I just sort of stared at it for a while… Pondering how this piece of non-food masquerading as food was doing so well at convincing everybody that its edible!

THAT YOU EAT LIKE YOU MEAN IT!

I thought ‘yeah… Its LIKE you mean it. Not that you actually do…’

Feeling a little depressed about the state of the world, i stood in line in what played out like a long timelapse in my head, and eventually got my seat number.

And headed for the train.

Now, all this time, for those who have made it this far… Kudos to you! Quite really! Truly really! Not many folks get this far reading anything on the internet.

Remember that thing about a brief moment of utter rage and hate?

Okay this is it.

Im walking down the long aisle, my train is at the far end, but no worries about it. Im walking along, and theres this little taxi man carting some folks down the way! Its a smooth ride, everyone is calm.

In a moment, and completely without thinking, as he passed me as if by instinct i just reached out and jumped onto the moving cart!
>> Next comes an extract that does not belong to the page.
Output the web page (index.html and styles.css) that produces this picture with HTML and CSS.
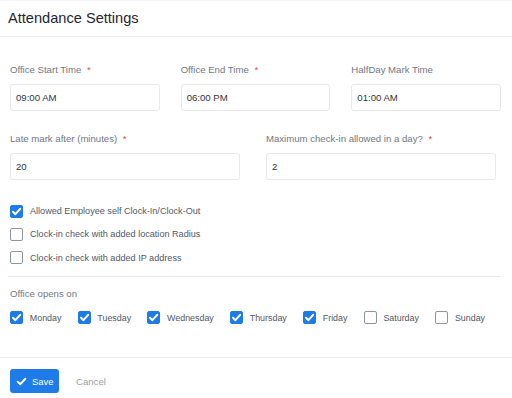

It was very graceful too, i mean, i didn’t miss or cause the cart or anyone any problem…

The driver i roll for about 2 seconds, and the driver SLAMS down HARD on the brakes!!! The moment he does i gently jump off, it pretty much doesn’t affect me.

He looks at me without actually looking at me, you know, like hes looking AT me but hes not actually looking, a pure look of hatred glowing in his eye.

‘Never do that again.’ He says, seething with anger ‘NEVER’, and veers off with his passengers.

Now, my reaction, as this was happening, was first noticing that ALL of the passengers lurched forward when this happened, and all looked really confused and suprised.

My second reaction was to apologize quickly to the driver, and then i turned and said ‘oh my god everyone i am so sorry! I didnt mean for that to happen to you all!’…

I was responsible. Regardless of the drivers part in it, if i hadn’t jumped, he wouldn’t have stopped.

And i mean, he could have slowed down first before launching grandma through the window, but hey… He was really volatile. He didn’t really have a choice but to take out his anger on anyone that pissed him off that day.

I wish them all the best.

I calmly walked to the train, boarded, and i thought… and we were off. Into the california night.